(Directions):
Reproduce the listing word for word, leaving every picture behind.

(Data extract):
begin

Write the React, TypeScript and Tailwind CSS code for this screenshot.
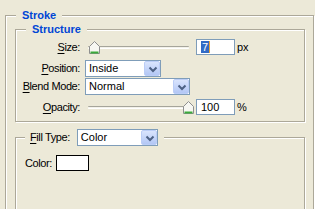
import React from "react";

function Chevron() {
  return (
    <svg width="16" height="15" viewBox="0 0 16 15" className="block">
      <path d="M4.5 5.5 L8 9 L11.5 5.5" fill="none" stroke="#4D6185" strokeWidth="2" />
    </svg>
  );
}

function Combo({ className, value }: { className: string; value: string }) {
  return (
    <div className={`flex items-stretch h-[17px] border border-[#7F9DB9] bg-white ${className}`}>
      <span className="flex-1 pl-[3px] leading-[15px] tracking-normal">{value}</span>
      <div className="w-[16px] rounded-[2px] border border-[#BBCDF7] bg-linear-to-b from-[#D9E4FD] to-[#B3C7F5]">
        <Chevron />
      </div>
    </div>
  );
}

function Thumb() {
  return (
    <svg width="11" height="13" viewBox="0 0 11 13" className="block">
      <path d="M0.5 5.5 L5.5 0.5 L10.5 5.5 L10.5 12.5 L0.5 12.5 Z" fill="#F7F7F2" stroke="#8E8F8F" />
      <path d="M1.5 11.5 L9.5 11.5" stroke="#3BAA3B" strokeWidth="2" />
    </svg>
  );
}

function Slider({ thumbClass }: { thumbClass: string }) {
  return (
    <div className="relative w-[101px] h-[18px] ml-[8px]">
      <div className="mt-[8px] h-[3px] rounded-[1px] border-t border-[#A6A59B] bg-[#F3F2EA] border-b border-b-white" />
      <div className={`absolute top-[3px] ${thumbClass}`}>
        <Thumb />
      </div>
    </div>
  );
}

function Label({ acc, rest }: { acc: string; rest: string }) {
  return (
    <span className="w-[64px] text-right shrink-0">
      <span className="underline underline-offset-[2px]">{acc}</span>
      {rest}
    </span>
  );
}

export default function App() {
  return (
    <div className="w-[315px] h-[209px] overflow-hidden bg-[#ECE9D8] font-['Liberation_Sans',Arial,sans-serif] text-[11px] leading-[13px] text-black tracking-[-0.4px] pt-[15px] pl-[5px]">
      <div className="w-[309px] border border-[#ACA899] shadow-[inset_1px_1px_0_#fff,1px_1px_0_#fff] pl-[9px] pr-[8px]">
        <div className="flex">
          <span className="-mt-[7px] ml-[1px] px-[6px] h-[13px] bg-[#ECE9D8] font-bold text-[#0046D5] tracking-normal">
            Stroke
          </span>
        </div>

        <div className="mt-[7px] border border-[#ACA899] shadow-[inset_1px_1px_0_#fff,1px_1px_0_#fff] pb-[5px]">
          <div className="flex">
            <span className="-mt-[7px] ml-[10px] px-[6px] h-[13px] bg-[#ECE9D8] font-bold text-[#0046D5] tracking-normal">
              Structure
            </span>
          </div>

          <div className="mt-[2px] h-[18px] flex items-center">
            <Label acc="S" rest="ize:" />
            <Slider thumbClass="left-[1px]" />
            <div className="ml-[7px] w-[39px] h-[16px] border border-[#7F9DB9] bg-white flex items-center pl-[4px]">
              <span className="h-[12px] leading-[12px] bg-[#316AC5] text-white px-[1px]">7</span>
              <span className="w-[1px] h-[12px] bg-[#E8A33A]" />
            </div>
            <span className="ml-[2px] tracking-normal">px</span>
          </div>

          <div className="mt-[4px] h-[17px] flex items-center">
            <Label acc="P" rest="osition:" />
            <Combo className="ml-[5px] w-[76px]" value="Inside" />
          </div>

          <div className="mt-[1px] h-[17px] flex items-center">
            <Label acc="B" rest="lend Mode:" />
            <Combo className="ml-[5px] w-[105px]" value="Normal" />
          </div>

          <div className="mt-[3px] h-[18px] flex items-center">
            <Label acc="O" rest="pacity:" />
            <Slider thumbClass="left-[95px]" />
            <div className="ml-[7px] w-[39px] h-[16px] border border-[#7F9DB9] bg-white flex items-center pl-[4px] tracking-normal">
              100
            </div>
            <span className="ml-[2px]">%</span>
          </div>
        </div>

        <div className="mt-[15px] h-[90px] border border-[#ACA899] shadow-[inset_1px_1px_0_#fff,1px_1px_0_#fff]">
          <div className="flex">
            <div className="-mt-[9px] ml-[9px] pl-[5px] pr-[6px] h-[17px] bg-[#ECE9D8] flex items-center">
              <span>
                <span className="underline underline-offset-[2px]">F</span>ill Type:
              </span>
              <Combo className="ml-[7px] w-[81px]" value="Color" />
            </div>
          </div>
          <div className="mt-[9px] h-[16px] pl-[9px] flex items-center">
            <span>Color:</span>
            <div className="ml-[4px] w-[33px] h-[16px] border border-black bg-white" />
          </div>
        </div>
      </div>
    </div>
  );
}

end

(Task result):
Write the React, TypeScript and Tailwind CSS code for this screenshot.
import React from "react";

function Chevron() {
  return (
    <svg width="16" height="15" viewBox="0 0 16 15" className="block">
      <path d="M4.5 5.5 L8 9 L11.5 5.5" fill="none" stroke="#4D6185" strokeWidth="2" />
    </svg>
  );
}

function Combo({ className, value }: { className: string; value: string }) {
  return (
    <div className={`flex items-stretch h-[17px] border border-[#7F9DB9] bg-white ${className}`}>
      <span className="flex-1 pl-[3px] leading-[15px] tracking-normal">{value}</span>
      <div className="w-[16px] rounded-[2px] border border-[#BBCDF7] bg-linear-to-b from-[#D9E4FD] to-[#B3C7F5]">
        <Chevron />
      </div>
    </div>
  );
}

function Thumb() {
  return (
    <svg width="11" height="13" viewBox="0 0 11 13" className="block">
      <path d="M0.5 5.5 L5.5 0.5 L10.5 5.5 L10.5 12.5 L0.5 12.5 Z" fill="#F7F7F2" stroke="#8E8F8F" />
      <path d="M1.5 11.5 L9.5 11.5" stroke="#3BAA3B" strokeWidth="2" />
    </svg>
  );
}

function Slider({ thumbClass }: { thumbClass: string }) {
  return (
    <div className="relative w-[101px] h-[18px] ml-[8px]">
      <div className="mt-[8px] h-[3px] rounded-[1px] border-t border-[#A6A59B] bg-[#F3F2EA] border-b border-b-white" />
      <div className={`absolute top-[3px] ${thumbClass}`}>
        <Thumb />
      </div>
    </div>
  );
}

function Label({ acc, rest }: { acc: string; rest: string }) {
  return (
    <span className="w-[64px] text-right shrink-0">
      <span className="underline underline-offset-[2px]">{acc}</span>
      {rest}
    </span>
  );
}

export default function App() {
  return (
    <div className="w-[315px] h-[209px] overflow-hidden bg-[#ECE9D8] font-['Liberation_Sans',Arial,sans-serif] text-[11px] leading-[13px] text-black tracking-[-0.4px] pt-[15px] pl-[5px]">
      <div className="w-[309px] border border-[#ACA899] shadow-[inset_1px_1px_0_#fff,1px_1px_0_#fff] pl-[9px] pr-[8px]">
        <div className="flex">
          <span className="-mt-[7px] ml-[1px] px-[6px] h-[13px] bg-[#ECE9D8] font-bold text-[#0046D5] tracking-normal">
            Stroke
          </span>
        </div>

        <div className="mt-[7px] border border-[#ACA899] shadow-[inset_1px_1px_0_#fff,1px_1px_0_#fff] pb-[5px]">
          <div className="flex">
            <span className="-mt-[7px] ml-[10px] px-[6px] h-[13px] bg-[#ECE9D8] font-bold text-[#0046D5] tracking-normal">
              Structure
            </span>
          </div>

          <div className="mt-[2px] h-[18px] flex items-center">
            <Label acc="S" rest="ize:" />
            <Slider thumbClass="left-[1px]" />
            <div className="ml-[7px] w-[39px] h-[16px] border border-[#7F9DB9] bg-white flex items-center pl-[4px]">
              <span className="h-[12px] leading-[12px] bg-[#316AC5] text-white px-[1px]">7</span>
              <span className="w-[1px] h-[12px] bg-[#E8A33A]" />
            </div>
            <span className="ml-[2px] tracking-normal">px</span>
          </div>

          <div className="mt-[4px] h-[17px] flex items-center">
            <Label acc="P" rest="osition:" />
            <Combo className="ml-[5px] w-[76px]" value="Inside" />
          </div>

          <div className="mt-[1px] h-[17px] flex items-center">
            <Label acc="B" rest="lend Mode:" />
            <Combo className="ml-[5px] w-[105px]" value="Normal" />
          </div>

          <div className="mt-[3px] h-[18px] flex items-center">
            <Label acc="O" rest="pacity:" />
            <Slider thumbClass="left-[95px]" />
            <div className="ml-[7px] w-[39px] h-[16px] border border-[#7F9DB9] bg-white flex items-center pl-[4px] tracking-normal">
              100
            </div>
            <span className="ml-[2px]">%</span>
          </div>
        </div>

        <div className="mt-[15px] h-[90px] border border-[#ACA899] shadow-[inset_1px_1px_0_#fff,1px_1px_0_#fff]">
          <div className="flex">
            <div className="-mt-[9px] ml-[9px] pl-[5px] pr-[6px] h-[17px] bg-[#ECE9D8] flex items-center">
              <span>
                <span className="underline underline-offset-[2px]">F</span>ill Type:
              </span>
              <Combo className="ml-[7px] w-[81px]" value="Color" />
            </div>
          </div>
          <div className="mt-[9px] h-[16px] pl-[9px] flex items-center">
            <span>Color:</span>
            <div className="ml-[4px] w-[33px] h-[16px] border border-black bg-white" />
          </div>
        </div>
      </div>
    </div>
  );
}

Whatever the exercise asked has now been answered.